DOMINGO XVI DEL TIEMPO ORDINARIO. CICLO A (Sab 12, 13.16-19; Sal 85, 5-6.9-10.15-16a; Rom 8, 26-27; Mt 13, 24-30)

La parábola del trigo y la cizaña que nos propone hoy Jesús no trata simplemente, quizá ni siquiera, del mal que existe en el mundo, como pudiera parecer en un principio, sino de la paciencia del reino de Dios.

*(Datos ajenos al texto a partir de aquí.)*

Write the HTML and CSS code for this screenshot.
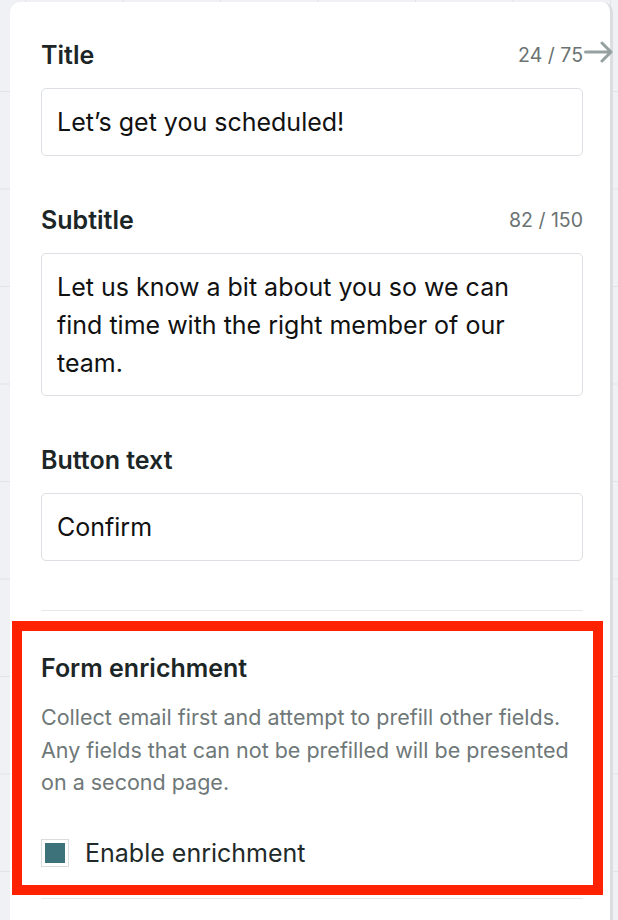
FILE: index.html
```html
<!DOCTYPE html>
<html lang="en">
<head>
  <meta charset="UTF-8">
  <meta name="viewport" content="width=device-width, initial-scale=1.0">
  <title>Form settings</title>
  <link rel="stylesheet" href="styles.css">
</head>
<body>
  <div class="panel">
    <svg class="collapse" width="30" height="22" viewBox="0 0 30 22">
      <path d="M1.5 11h25.5M18 2l9 9-9 9" fill="none" stroke="#95a0a0" stroke-width="3" stroke-linecap="round" stroke-linejoin="round"/>
    </svg>

    <div class="field">
      <div class="field-head">
        <label>Title</label>
        <span class="count">24 / 75</span>
      </div>
      <div class="input">Let’s get you scheduled!</div>
    </div>

    <div class="field">
      <div class="field-head">
        <label>Subtitle</label>
        <span class="count">82 / 150</span>
      </div>
      <div class="input textarea">Let us know a bit about you so we can find time with the right member of our team.</div>
    </div>

    <div class="field">
      <div class="field-head">
        <label>Button text</label>
      </div>
      <div class="input">Confirm</div>
    </div>

    <hr class="divider">

    <div class="highlight">
      <h3>Form enrichment</h3>
      <p class="help">Collect email first and attempt to prefill other fields. Any fields that can not be prefilled will be presented on a second page.</p>
      <div class="check">
        <span class="box"><span class="tick"></span></span>
        <span>Enable enrichment</span>
      </div>
    </div>

    <hr class="divider bottom">
  </div>
</body>
</html>
```

FILE: styles.css
```css
body {
  margin: 0;
  font-family: Inter, "Noto Sans", sans-serif;
  background-color: #f0f1f5;
  background-image:
    linear-gradient(to right, #e2e3e8 1px, transparent 1px),
    linear-gradient(to bottom, #e2e3e8 1px, transparent 1px);
  background-size: 97.5px 97.5px;
  background-position: 25px 91px;
  height: 920px;
  overflow: hidden;
}
.panel {
  position: relative;
  margin: 2px 0 0 10px;
  width: 603px;
  height: 960px;
  box-sizing: border-box;
  padding: 38px 27px 0 31px;
  background: white;
  border-radius: 10px 10px 0 0;
  border-right: 3px solid #dcdde1;
}
.collapse {
  position: absolute;
  top: 39px;
  right: -4px;
}
.field {
  margin-bottom: 49px;
}
.field-head {
  display: flex;
  justify-content: space-between;
  align-items: center;
  height: 30px;
  margin-bottom: 18px;
}
.field-head label {
  font-size: 25px;
  font-weight: 600;
  color: #1c2626;
}
.count {
  font-size: 19.5px;
  color: #6a7272;
}
.input {
  border: 1px solid #dcdfe3;
  border-radius: 5px;
  padding: 0 15px;
  height: 66px;
  display: flex;
  align-items: center;
  font-size: 25px;
  color: #111;
}
.textarea {
  display: block;
  height: auto;
  padding: 14px 36px 13px 15px;
  line-height: 38px;
}
.divider {
  border: none;
  border-top: 1px solid #e6e8eb;
  margin: 0;
}
.highlight {
  margin: 10px -20px 3px -29px;
  border: 10px solid #ff2200;
  padding: 22px 19px 17px;
}
.highlight h3 {
  margin: 0;
  font-size: 25px;
  font-weight: 600;
  line-height: 30px;
  color: #1c2626;
}
.help {
  margin: 18px 0 0;
  font-size: 21.5px;
  line-height: 32.5px;
  color: #6f7878;
}
.check {
  display: flex;
  align-items: center;
  gap: 16px;
  margin-top: 39px;
  font-size: 25px;
  color: #1f2a2a;
}
.box {
  width: 26px;
  height: 26px;
  border: 1px solid #d8dcdc;
  display: flex;
  align-items: center;
  justify-content: center;
}
.tick {
  width: 20px;
  height: 20px;
  background: #3e727a;
}
```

El mundo no nace en la piel del paraíso, ni nosotros en la piel de unos Adán y Eva sin torpezas ni errores y pecados. El mundo surge de la mano de Dios abriéndose paso entre las tinieblas, lo mismo que nuestro cuerpo y nuestra alma. Lo hace con el germen de la plenitud, pero hemos de aprender la paciencia de Dios para descubrir y cuidar su gestación en lo que a veces todavía parece una deformidad insana e irrecuperable.

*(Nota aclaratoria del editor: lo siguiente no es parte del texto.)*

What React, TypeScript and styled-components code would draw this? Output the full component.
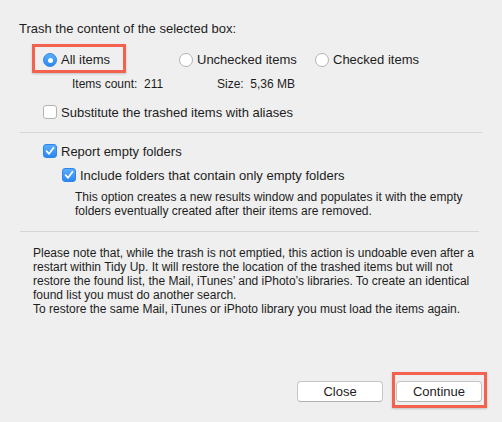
import React from 'react';
import styled, { createGlobalStyle } from 'styled-components';

const GlobalStyle = createGlobalStyle`
  html, body {
    margin: 0;
    padding: 0;
    background: #efefef;
  }
  *, *::before, *::after {
    box-sizing: border-box;
  }
`;

const StyledWindow = styled.div`
  width: 502px;
  height: 422px;
  display: flex;
  flex-direction: column;
  padding-top: 21px;
  background: #efefef;
  color: #1d1d1d;
  font-family: 'Liberation Sans', Arial, sans-serif;
  font-size: 13px;
  overflow: hidden;
`;

const StyledTitle = styled.div`
  height: 16px;
  line-height: 16px;
  margin-left: 19px;
`;

const StyledRadioRow = styled.div`
  display: grid;
  grid-template-columns: repeat(3, 136px);
  height: 22px;
  margin-top: 12px;
  margin-left: 43px;
`;

type HighlightProps = { highlighted?: boolean };
const StyledRadioOption = styled.label<HighlightProps>`
  position: relative;
  display: flex;
  align-items: center;
  gap: 4px;
  line-height: 16px;
  &::before {
    content: '';
    display: ${({ highlighted }) => (highlighted ? 'block' : 'none')};
    position: absolute;
    left: -11px;
    top: -5px;
    width: 94px;
    height: 29px;
    border: 3px solid #f2624f;
    box-shadow: 0 1px 2px rgba(0, 0, 0, 0.2);
  }
`;

type CheckedProps = { checked?: boolean };
const StyledRadio = styled.span<CheckedProps>`
  width: 14px;
  height: 14px;
  border-radius: 50%;
  flex-shrink: 0;
  display: flex;
  align-items: center;
  justify-content: center;
  background: ${({ checked }) =>
    checked ? 'linear-gradient(#5aaefb, #2c87f2)' : '#ffffff'};
  border: 1px solid ${({ checked }) => (checked ? '#2f86e8' : '#b3b3b3')};
  &::after {
    content: '';
    display: ${({ checked }) => (checked ? 'block' : 'none')};
    width: 5px;
    height: 5px;
    border-radius: 50%;
    background: #ffffff;
  }
`;

const StyledInfoRow = styled.div`
  display: grid;
  grid-template-columns: 145px auto;
  height: 14px;
  line-height: 14px;
  margin-top: 6px;
  margin-left: 72px;
  font-size: 12px;
`;

type IndentProps = { indent: number; gap?: number };
const StyledCheckRow = styled.label<IndentProps>`
  display: flex;
  align-items: center;
  gap: 4px;
  height: 18px;
  margin-top: ${({ gap }) => gap ?? 6}px;
  margin-left: ${({ indent }) => indent}px;
`;

const StyledCheckbox = styled.span<CheckedProps>`
  width: 14px;
  height: 14px;
  border-radius: 3px;
  flex-shrink: 0;
  display: flex;
  align-items: center;
  justify-content: center;
  background: ${({ checked }) =>
    checked ? 'linear-gradient(#5aaefb, #2c87f2)' : '#ffffff'};
  border: 1px solid ${({ checked }) => (checked ? '#2f86e8' : '#b3b3b3')};
`;

type SeparatorProps = { right: number; gap: number };
const StyledSeparator = styled.div<SeparatorProps>`
  height: 1px;
  margin-top: ${({ gap }) => gap}px;
  margin-left: 20px;
  margin-right: ${({ right }) => right}px;
  background: #d6d6d6;
`;

type NoteProps = { indent: number; gap: number };
const StyledNote = styled.p<NoteProps>`
  margin: ${({ gap }) => gap}px 0 0 ${({ indent }) => indent}px;
  font-size: 12px;
  line-height: 14px;
  white-space: nowrap;
`;

const StyledButtonBar = styled.div`
  display: flex;
  justify-content: flex-end;
  gap: 13px;
  margin-top: auto;
  padding: 0 20px 20px 0;
`;

type ButtonProps = { highlighted?: boolean };
const StyledButton = styled.button<ButtonProps>`
  position: relative;
  width: 86px;
  height: 21px;
  padding: 0;
  border: 1px solid #c6c6c6;
  border-bottom-color: #b2b2b2;
  border-radius: 4px;
  background: #ffffff;
  color: #1d1d1d;
  font-family: 'Liberation Sans', Arial, sans-serif;
  font-size: 13px;
  &::before {
    content: '';
    display: ${({ highlighted }) => (highlighted ? 'block' : 'none')};
    position: absolute;
    left: -5px;
    top: -10px;
    width: 95px;
    height: 36px;
    border: 3px solid #f2624f;
    box-shadow: 0 1px 2px rgba(0, 0, 0, 0.2);
  }
`;

const Check: React.FC = () => (
  <svg width="10" height="10" viewBox="0 0 10 10">
    <path
      d="M1.6 5.2 L4 7.8 L8.6 1.8"
      fill="none"
      stroke="#ffffff"
      strokeWidth="1.7"
      strokeLinecap="round"
      strokeLinejoin="round"
    />
  </svg>
);

const RADIOS = [
  { label: 'All items', checked: true },
  { label: 'Unchecked items', checked: false },
  { label: 'Checked items', checked: false },
];

const App: React.FC = () => (
  <>
    <GlobalStyle />
    <StyledWindow>
      <StyledTitle>Trash the content of the selected box:</StyledTitle>
      <StyledRadioRow>
        {RADIOS.map((radio) => (
          <StyledRadioOption key={radio.label} highlighted={radio.checked}>
            <StyledRadio checked={radio.checked} />
            {radio.label}
          </StyledRadioOption>
        ))}
      </StyledRadioRow>
      <StyledInfoRow>
        <span>Items count: &nbsp;211</span>
        <span>Size: &nbsp;5,36 MB</span>
      </StyledInfoRow>
      <StyledCheckRow indent={43} gap={12}>
        <StyledCheckbox />
        Substitute the trashed items with aliases
      </StyledCheckRow>
      <StyledSeparator right={20} gap={11} />
      <StyledCheckRow indent={43} gap={9}>
        <StyledCheckbox checked>
          <Check />
        </StyledCheckbox>
        Report empty folders
      </StyledCheckRow>
      <StyledCheckRow indent={62}>
        <StyledCheckbox checked>
          <Check />
        </StyledCheckbox>
        Include folders that contain only empty folders
      </StyledCheckRow>
      <StyledNote indent={75} gap={6}>
        This option creates a new results window and populates it with the empty
        <br />
        folders eventually created after their items are removed.
      </StyledNote>
      <StyledSeparator right={23} gap={13} />
      <StyledNote indent={33} gap={14}>
        Please note that, while the trash is not emptied, this action is undoable even after a
        <br />
        restart within Tidy Up. It will restore the location of the trashed items but will not
        <br />
        restore the found list, the Mail, iTunes’ and iPhoto’s libraries. To create an identical
        <br />
        found list you must do another search.
        <br />
        To restore the same Mail, iTunes or iPhoto library you must load the items again.
      </StyledNote>
      <StyledButtonBar>
        <StyledButton>Close</StyledButton>
        <StyledButton highlighted>Continue</StyledButton>
      </StyledButtonBar>
    </StyledWindow>
  </>
);

export default App;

Dios mira su creación con complacencia. Siempre. “Vio que estaba bien hecho, que era bello”, dice el Génesis. Pero esta afirmación para pronunciarse por boca de Dios tiene que atravesar los espacios incompletos, torpes, e incluso deformes por los que la realidad creada va pasando para encontrarse consigo misma. Y esto sucede no solo con el mundo material, sino también con la vida de los otros y con la nuestra.

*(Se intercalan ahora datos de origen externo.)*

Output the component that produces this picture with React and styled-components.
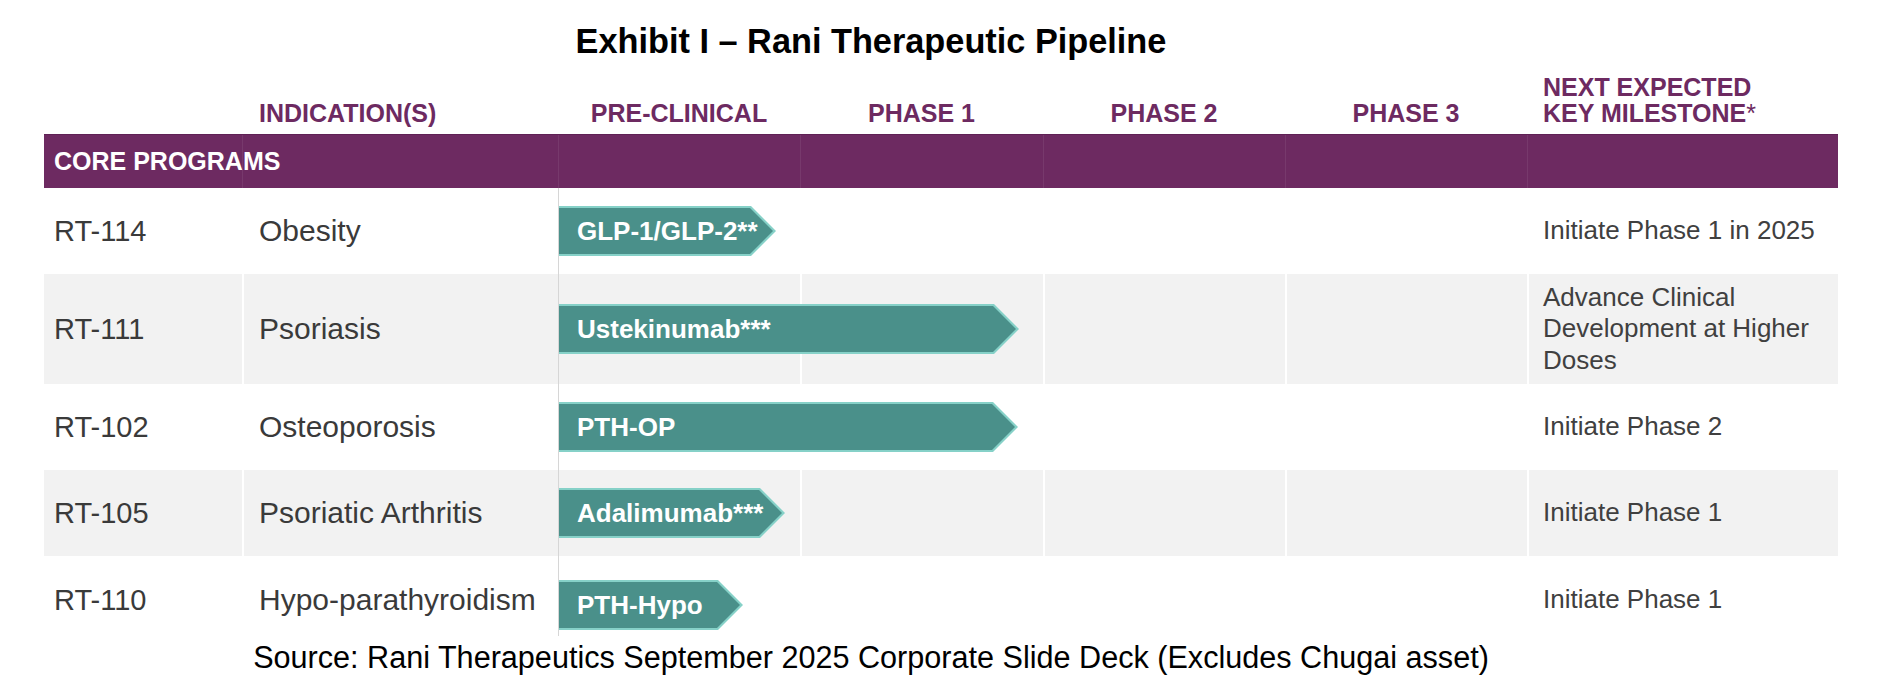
import React from 'react';
import styled, { createGlobalStyle } from 'styled-components';

const GlobalStyle = createGlobalStyle`
  html, body {
    margin: 0;
    padding: 0;
    background: #fff;
  }
  body {
    font-family: "Liberation Sans", Arial, sans-serif;
  }
`;

// column widths of the pipeline table
const COLS = '198px 316px 242px 243px 242px 242px 311px';
const PURPLE = '#6d2a61';

const Page = styled.div`
  width: 1886px;
  height: 694px;
  overflow: hidden;
  background: #fff;
`;

const Title = styled.h1`
  margin: 0;
  padding: 21px 144px 0 0;
  font-size: 34.3px;
  line-height: 40px;
  font-weight: bold;
  text-align: center;
  color: #000;
`;

const Table = styled.div`
  margin-left: 44px;
  width: 1794px;
`;

const HeadRow = styled.div`
  display: grid;
  grid-template-columns: ${COLS};
  align-items: end;
  height: 73px;
  box-sizing: border-box;
  padding-bottom: 8px;
`;

const HeadCell = styled.div`
  font-size: 25px;
  line-height: 26px;
  font-weight: bold;
  color: ${PURPLE};
  text-align: ${(p) => (p.$center ? 'center' : 'left')};
  padding-left: ${(p) => p.$pad || 0}px;
`;

const Star = styled.span`
  font-weight: normal;
`;

const Band = styled.div`
  display: grid;
  grid-template-columns: ${COLS};
  height: 54px;
  box-sizing: border-box;
  border-top: 1px solid #5f2155;
  background: ${PURPLE};
`;

const BandCell = styled.div`
  grid-row: 1;
  grid-column: ${(p) => p.$col};
  border-left: ${(p) => (p.$col === 1 ? 'none' : '1px solid rgba(255, 255, 255, 0.07)')};
`;

const BandLabel = styled.div`
  grid-row: 1;
  grid-column: 1 / 4;
  align-self: center;
  padding-left: 10px;
  font-size: 25px;
  font-weight: bold;
  color: #fff;
`;

const Row = styled.div`
  display: grid;
  grid-template-columns: ${COLS};
  height: ${(p) => p.$h}px;
`;

const Cell = styled.div`
  grid-row: 1;
  grid-column: ${(p) => p.$col};
  display: flex;
  align-items: center;
  box-sizing: border-box;
  padding-top: ${(p) => p.$dy || 0}px;
  background: ${(p) => (p.$shade ? '#f2f2f2' : '#fff')};
  border-left: ${(p) => {
    if (p.$col === 1) return 'none';
    if (p.$col === 3) return '1px solid #d6d6d6';
    return '2px solid #fff';
  }};
  color: #3a3a3a;
`;

const Code = styled.span`
  padding-left: 10px;
  font-size: 29px;
`;

const Indication = styled.span`
  padding-left: 15px;
  font-size: 30px;
  white-space: nowrap;
`;

const Milestone = styled.span`
  padding: 0 8px 0 14px;
  font-size: 26px;
  line-height: 31.5px;
  color: #404040;
`;

const Arrow = styled.div`
  grid-row: 1;
  grid-column: 3 / 8;
  justify-self: start;
  align-self: center;
  margin-left: 1px;
  margin-top: ${(p) => p.$dy || 0}px;
  height: 50px;
  box-sizing: border-box;
  padding: 2px 3px 2px 0;
  background: #86d1c8;
  clip-path: polygon(0 0, calc(100% - 25px) 0, 100% 50%, calc(100% - 25px) 100%, 0 100%);
`;

const ArrowFill = styled.div`
  display: flex;
  align-items: center;
  height: 100%;
  padding-left: 18px;
  background: #4a908a;
  clip-path: polygon(0 0, calc(100% - 23px) 0, 100% 50%, calc(100% - 23px) 100%, 0 100%);
  font-size: 26px;
  font-weight: bold;
  color: #fff;
  white-space: nowrap;
`;

const Source = styled.p`
  margin: 3px 0 0;
  padding-right: 144px;
  font-size: 30.6px;
  line-height: 36px;
  text-align: center;
  color: #000;
`;

const programs = [
  { code: 'RT-114', indication: 'Obesity', drug: 'GLP-1/GLP-2**', width: 217, milestone: 'Initiate Phase 1 in 2025', h: 86 },
  { code: 'RT-111', indication: 'Psoriasis', drug: 'Ustekinumab***', width: 460, milestone: 'Advance Clinical Development at Higher Doses', h: 110, shade: true },
  { code: 'RT-102', indication: 'Osteoporosis', drug: 'PTH-OP', width: 459, milestone: 'Initiate Phase 2', h: 86 },
  { code: 'RT-105', indication: 'Psoriatic Arthritis', drug: 'Adalimumab***', width: 226, milestone: 'Initiate Phase 1', h: 86, shade: true },
  { code: 'RT-110', indication: 'Hypo-parathyroidism', drug: 'PTH-Hypo', width: 184, milestone: 'Initiate Phase 1', h: 80, dy: 8, arrowDy: 18 },
];

export default function App() {
  return (
    <Page>
      <GlobalStyle />
      <Title>Exhibit I – Rani Therapeutic Pipeline</Title>
      <Table>
        <HeadRow>
          <HeadCell />
          <HeadCell $pad={17}>INDICATION(S)</HeadCell>
          <HeadCell $center>PRE-CLINICAL</HeadCell>
          <HeadCell $center>PHASE 1</HeadCell>
          <HeadCell $center>PHASE 2</HeadCell>
          <HeadCell $center>PHASE 3</HeadCell>
          <HeadCell $pad={16}>
            NEXT EXPECTED
            <br />
            KEY MILESTONE<Star>*</Star>
          </HeadCell>
        </HeadRow>

        <Band>
          {[1, 2, 3, 4, 5, 6, 7].map((col) => (
            <BandCell key={col} $col={col} />
          ))}
          <BandLabel>CORE PROGRAMS</BandLabel>
        </Band>

        {programs.map((p) => (
          <Row key={p.code} $h={p.h}>
            <Cell $col={1} $shade={p.shade} $dy={p.dy}>
              <Code>{p.code}</Code>
            </Cell>
            <Cell $col={2} $shade={p.shade} $dy={p.dy}>
              <Indication>{p.indication}</Indication>
            </Cell>
            <Cell $col={3} $shade={p.shade} />
            <Cell $col={4} $shade={p.shade} />
            <Cell $col={5} $shade={p.shade} />
            <Cell $col={6} $shade={p.shade} />
            <Cell $col={7} $shade={p.shade} $dy={p.dy}>
              <Milestone>{p.milestone}</Milestone>
            </Cell>
            <Arrow style={{ width: p.width }} $dy={p.arrowDy}>
              <ArrowFill>{p.drug}</ArrowFill>
            </Arrow>
          </Row>
        ))}
      </Table>
      <Source>Source: Rani Therapeutics September 2025 Corporate Slide Deck (Excludes Chugai asset)</Source>
    </Page>
  );
}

Hemos de aprender, pues, la paciencia de Dios con un mundo que debe salir de las tinieblas sin desesperar cuando estas parecen ocuparlo todo. ¿No miran así unos padres los primeros estadios de un embrión, de un feto, de un recién nacido enlodado de las entrañas de la madre, o de un adolescente enfangado en su propio ensimismamiento?